* Supplied material
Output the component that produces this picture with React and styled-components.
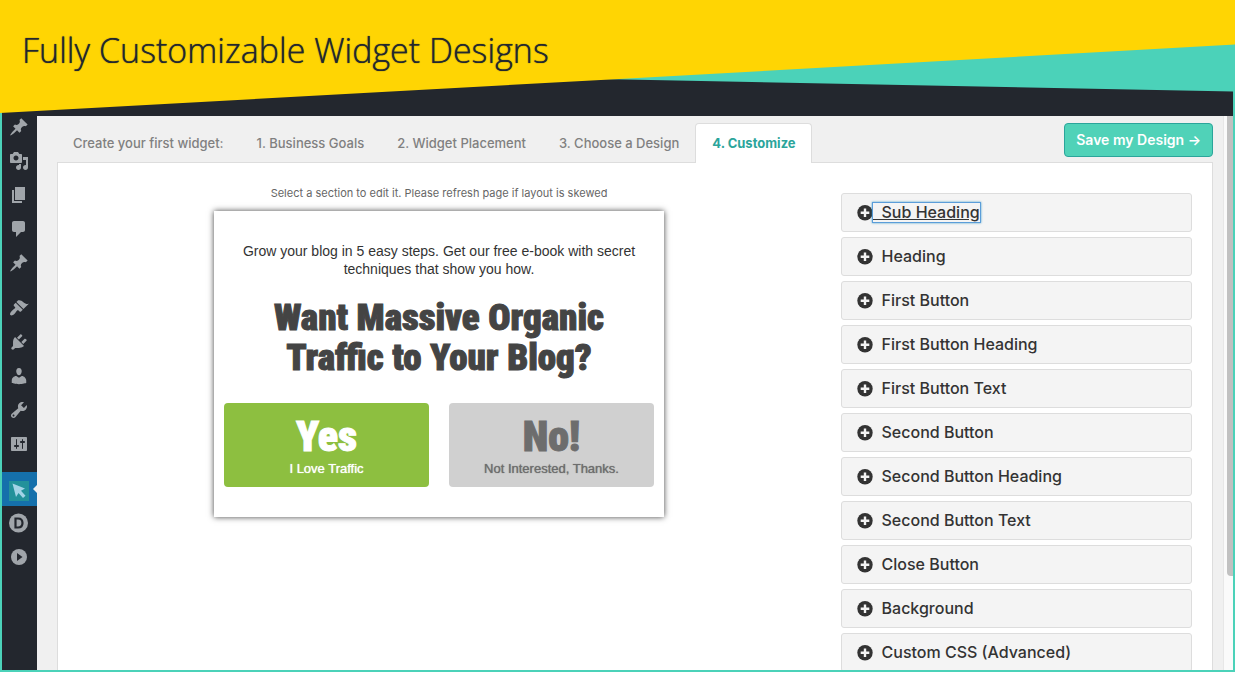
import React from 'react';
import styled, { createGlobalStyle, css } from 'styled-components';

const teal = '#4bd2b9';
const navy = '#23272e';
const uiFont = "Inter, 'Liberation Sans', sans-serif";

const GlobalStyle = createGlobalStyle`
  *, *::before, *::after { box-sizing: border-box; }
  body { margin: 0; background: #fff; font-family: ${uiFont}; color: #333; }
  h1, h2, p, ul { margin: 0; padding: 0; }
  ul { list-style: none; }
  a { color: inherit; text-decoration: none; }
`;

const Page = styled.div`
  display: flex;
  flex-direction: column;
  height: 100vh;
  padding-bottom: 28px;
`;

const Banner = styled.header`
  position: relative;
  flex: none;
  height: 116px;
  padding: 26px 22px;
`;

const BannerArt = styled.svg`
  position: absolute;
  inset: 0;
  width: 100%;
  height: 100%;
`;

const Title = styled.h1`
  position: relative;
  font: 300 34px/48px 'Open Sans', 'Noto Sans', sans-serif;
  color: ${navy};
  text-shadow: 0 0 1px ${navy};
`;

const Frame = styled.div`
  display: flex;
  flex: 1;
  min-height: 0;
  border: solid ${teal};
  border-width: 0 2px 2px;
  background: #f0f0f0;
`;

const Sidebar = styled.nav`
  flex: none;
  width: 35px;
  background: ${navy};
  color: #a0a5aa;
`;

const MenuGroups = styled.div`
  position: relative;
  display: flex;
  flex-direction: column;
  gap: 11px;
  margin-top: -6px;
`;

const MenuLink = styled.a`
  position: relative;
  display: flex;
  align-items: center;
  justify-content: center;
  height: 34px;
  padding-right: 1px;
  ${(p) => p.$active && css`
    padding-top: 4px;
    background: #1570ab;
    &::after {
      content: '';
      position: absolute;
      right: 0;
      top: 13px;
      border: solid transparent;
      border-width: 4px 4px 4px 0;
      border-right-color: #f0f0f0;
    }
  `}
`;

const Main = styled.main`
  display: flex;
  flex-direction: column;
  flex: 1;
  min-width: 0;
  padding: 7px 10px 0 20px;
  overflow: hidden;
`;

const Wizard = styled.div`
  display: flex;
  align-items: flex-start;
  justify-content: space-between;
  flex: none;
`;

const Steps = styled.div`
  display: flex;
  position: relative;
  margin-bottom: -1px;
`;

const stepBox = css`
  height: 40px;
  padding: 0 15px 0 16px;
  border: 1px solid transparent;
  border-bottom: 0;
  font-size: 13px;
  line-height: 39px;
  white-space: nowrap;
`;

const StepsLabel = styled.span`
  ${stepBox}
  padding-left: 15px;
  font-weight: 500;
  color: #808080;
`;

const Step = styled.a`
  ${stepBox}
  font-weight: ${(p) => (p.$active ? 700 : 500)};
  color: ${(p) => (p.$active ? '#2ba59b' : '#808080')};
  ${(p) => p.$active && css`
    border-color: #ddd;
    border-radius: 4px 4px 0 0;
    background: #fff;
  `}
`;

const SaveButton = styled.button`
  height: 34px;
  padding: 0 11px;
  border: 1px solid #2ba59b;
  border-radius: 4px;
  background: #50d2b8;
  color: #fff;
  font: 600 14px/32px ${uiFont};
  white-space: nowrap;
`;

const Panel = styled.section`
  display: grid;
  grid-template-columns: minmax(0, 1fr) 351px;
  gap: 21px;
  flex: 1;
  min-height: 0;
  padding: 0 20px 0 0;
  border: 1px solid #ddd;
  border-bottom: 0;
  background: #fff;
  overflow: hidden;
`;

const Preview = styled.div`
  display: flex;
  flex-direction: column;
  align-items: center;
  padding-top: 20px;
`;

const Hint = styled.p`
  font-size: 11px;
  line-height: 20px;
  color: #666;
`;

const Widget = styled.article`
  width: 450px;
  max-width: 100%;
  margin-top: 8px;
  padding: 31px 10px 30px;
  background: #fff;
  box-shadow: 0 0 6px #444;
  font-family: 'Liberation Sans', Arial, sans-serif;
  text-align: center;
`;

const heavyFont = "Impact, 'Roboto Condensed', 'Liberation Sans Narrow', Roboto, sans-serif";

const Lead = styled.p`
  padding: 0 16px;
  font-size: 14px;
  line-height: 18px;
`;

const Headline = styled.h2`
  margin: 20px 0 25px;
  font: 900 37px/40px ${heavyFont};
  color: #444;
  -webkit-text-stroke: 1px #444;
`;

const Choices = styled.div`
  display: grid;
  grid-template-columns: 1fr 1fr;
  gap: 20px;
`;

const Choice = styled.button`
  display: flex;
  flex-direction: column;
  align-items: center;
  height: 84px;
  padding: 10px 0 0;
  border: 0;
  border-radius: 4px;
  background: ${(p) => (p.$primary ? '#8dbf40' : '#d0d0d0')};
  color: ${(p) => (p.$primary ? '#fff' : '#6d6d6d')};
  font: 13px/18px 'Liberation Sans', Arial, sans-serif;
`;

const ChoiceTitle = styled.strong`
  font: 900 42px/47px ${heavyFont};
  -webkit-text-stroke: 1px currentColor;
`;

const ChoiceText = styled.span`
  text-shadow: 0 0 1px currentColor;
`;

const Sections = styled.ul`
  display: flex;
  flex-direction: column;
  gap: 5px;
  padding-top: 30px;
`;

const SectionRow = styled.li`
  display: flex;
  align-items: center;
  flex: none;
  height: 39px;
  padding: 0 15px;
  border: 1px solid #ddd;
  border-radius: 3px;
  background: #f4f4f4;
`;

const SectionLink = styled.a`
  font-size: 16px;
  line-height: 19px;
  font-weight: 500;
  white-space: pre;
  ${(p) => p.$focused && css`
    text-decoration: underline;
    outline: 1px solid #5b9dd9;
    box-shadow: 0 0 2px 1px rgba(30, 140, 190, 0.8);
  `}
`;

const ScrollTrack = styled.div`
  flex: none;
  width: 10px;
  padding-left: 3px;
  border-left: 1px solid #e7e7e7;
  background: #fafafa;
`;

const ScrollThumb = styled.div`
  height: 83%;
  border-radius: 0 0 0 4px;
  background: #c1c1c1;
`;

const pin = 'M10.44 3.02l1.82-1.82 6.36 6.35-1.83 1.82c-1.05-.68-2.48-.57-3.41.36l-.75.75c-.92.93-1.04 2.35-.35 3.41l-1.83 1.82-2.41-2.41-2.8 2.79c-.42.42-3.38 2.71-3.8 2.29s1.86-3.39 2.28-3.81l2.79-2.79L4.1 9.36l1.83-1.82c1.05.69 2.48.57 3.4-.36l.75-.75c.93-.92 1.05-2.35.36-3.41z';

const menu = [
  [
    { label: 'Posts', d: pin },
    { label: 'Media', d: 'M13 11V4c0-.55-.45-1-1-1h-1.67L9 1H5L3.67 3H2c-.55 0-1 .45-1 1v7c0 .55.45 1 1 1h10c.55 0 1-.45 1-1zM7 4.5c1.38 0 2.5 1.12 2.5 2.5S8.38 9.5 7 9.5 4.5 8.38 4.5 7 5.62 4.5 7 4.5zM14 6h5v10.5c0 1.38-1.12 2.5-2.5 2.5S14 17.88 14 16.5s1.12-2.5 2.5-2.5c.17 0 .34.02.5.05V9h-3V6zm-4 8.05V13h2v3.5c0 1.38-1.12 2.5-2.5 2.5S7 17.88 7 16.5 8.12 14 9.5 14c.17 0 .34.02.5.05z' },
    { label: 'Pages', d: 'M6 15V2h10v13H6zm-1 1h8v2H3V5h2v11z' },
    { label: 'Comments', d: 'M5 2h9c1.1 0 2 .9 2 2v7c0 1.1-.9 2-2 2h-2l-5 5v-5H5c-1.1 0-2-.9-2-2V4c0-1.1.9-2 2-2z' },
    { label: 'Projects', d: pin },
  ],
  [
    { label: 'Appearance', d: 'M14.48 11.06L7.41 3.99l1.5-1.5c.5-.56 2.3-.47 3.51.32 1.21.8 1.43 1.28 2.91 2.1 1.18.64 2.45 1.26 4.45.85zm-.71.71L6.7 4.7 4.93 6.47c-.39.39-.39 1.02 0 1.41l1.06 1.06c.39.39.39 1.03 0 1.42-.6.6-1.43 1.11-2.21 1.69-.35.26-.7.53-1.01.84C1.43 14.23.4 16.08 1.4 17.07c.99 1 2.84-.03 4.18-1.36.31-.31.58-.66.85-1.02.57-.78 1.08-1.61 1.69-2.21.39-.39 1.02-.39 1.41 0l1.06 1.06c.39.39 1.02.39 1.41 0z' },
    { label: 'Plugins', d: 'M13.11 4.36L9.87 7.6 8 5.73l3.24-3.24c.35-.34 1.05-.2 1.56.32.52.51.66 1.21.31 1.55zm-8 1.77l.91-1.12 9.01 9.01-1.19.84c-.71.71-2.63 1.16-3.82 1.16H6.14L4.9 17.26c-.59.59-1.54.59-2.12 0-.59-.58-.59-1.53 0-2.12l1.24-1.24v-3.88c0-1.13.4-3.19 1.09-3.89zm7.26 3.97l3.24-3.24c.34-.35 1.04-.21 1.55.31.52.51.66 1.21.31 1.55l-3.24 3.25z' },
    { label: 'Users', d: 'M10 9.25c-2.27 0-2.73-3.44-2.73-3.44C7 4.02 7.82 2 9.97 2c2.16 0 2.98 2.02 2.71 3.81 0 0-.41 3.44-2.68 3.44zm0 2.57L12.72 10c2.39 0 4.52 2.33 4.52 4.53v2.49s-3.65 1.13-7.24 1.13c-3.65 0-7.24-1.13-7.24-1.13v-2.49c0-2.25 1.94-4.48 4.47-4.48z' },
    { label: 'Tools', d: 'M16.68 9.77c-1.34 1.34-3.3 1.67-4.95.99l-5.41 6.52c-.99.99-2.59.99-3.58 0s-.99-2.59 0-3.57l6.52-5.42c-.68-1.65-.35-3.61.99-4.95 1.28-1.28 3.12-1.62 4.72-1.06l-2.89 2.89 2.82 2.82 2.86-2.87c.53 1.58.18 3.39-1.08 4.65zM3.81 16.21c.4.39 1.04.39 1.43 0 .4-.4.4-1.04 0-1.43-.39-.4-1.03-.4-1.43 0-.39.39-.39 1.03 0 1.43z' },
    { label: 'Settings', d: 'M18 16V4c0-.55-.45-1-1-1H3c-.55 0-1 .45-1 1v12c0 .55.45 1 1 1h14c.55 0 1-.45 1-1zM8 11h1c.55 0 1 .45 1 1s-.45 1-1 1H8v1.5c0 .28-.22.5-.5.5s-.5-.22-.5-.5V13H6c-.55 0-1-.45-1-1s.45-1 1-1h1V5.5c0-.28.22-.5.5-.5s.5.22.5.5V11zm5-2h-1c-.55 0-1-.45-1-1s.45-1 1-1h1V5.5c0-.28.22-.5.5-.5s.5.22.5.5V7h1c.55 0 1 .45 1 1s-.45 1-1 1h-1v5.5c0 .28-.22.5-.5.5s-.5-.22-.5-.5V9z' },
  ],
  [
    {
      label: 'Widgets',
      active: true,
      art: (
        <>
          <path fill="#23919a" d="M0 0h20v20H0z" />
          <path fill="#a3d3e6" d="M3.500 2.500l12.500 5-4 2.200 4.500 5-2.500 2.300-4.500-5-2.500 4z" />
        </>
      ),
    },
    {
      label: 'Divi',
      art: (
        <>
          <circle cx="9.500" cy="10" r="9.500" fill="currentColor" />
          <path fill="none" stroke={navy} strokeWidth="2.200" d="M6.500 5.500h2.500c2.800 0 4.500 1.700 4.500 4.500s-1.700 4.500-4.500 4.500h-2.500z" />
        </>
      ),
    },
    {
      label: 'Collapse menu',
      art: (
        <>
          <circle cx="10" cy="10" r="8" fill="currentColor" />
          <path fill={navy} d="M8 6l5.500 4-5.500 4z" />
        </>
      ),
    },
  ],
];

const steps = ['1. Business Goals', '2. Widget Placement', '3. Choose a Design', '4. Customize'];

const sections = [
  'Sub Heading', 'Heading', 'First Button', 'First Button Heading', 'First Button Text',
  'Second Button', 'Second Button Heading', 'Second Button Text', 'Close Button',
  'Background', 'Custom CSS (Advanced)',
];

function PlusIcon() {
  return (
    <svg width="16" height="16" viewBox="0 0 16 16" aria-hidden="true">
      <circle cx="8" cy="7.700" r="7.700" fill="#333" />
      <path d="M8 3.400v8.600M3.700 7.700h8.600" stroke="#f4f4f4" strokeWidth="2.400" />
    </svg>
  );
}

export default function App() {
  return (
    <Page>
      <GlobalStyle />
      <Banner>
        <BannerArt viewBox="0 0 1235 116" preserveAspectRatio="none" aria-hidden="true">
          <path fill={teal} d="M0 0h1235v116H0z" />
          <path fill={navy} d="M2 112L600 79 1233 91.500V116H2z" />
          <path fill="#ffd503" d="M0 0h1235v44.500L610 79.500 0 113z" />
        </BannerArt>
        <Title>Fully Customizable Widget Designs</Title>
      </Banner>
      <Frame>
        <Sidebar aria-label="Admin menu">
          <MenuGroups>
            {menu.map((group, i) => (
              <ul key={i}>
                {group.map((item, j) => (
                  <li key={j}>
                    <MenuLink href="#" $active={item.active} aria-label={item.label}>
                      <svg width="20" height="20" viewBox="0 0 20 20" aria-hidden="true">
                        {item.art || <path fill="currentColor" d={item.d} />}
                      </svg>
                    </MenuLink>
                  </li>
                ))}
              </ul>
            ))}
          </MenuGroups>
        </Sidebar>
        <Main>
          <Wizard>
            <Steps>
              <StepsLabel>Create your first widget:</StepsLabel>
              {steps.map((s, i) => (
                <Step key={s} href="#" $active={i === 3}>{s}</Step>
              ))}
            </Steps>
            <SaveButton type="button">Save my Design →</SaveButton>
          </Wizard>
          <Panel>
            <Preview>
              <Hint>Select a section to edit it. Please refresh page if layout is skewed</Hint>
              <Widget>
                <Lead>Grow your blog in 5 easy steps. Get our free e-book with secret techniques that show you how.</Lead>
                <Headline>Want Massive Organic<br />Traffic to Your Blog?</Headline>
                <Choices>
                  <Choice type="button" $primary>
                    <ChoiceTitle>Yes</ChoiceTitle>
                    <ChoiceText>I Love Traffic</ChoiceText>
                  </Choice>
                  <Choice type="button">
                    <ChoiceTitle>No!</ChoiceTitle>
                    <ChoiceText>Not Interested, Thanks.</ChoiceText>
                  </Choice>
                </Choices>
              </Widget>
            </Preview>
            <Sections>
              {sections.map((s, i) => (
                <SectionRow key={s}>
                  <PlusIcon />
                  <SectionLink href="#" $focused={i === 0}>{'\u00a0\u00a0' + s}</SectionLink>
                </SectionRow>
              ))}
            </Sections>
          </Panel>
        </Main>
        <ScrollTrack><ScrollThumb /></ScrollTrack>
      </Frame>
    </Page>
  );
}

* Exercise objective
Determine the number of lines where the string "components" occurs, and give that number only.

* Exercise result
2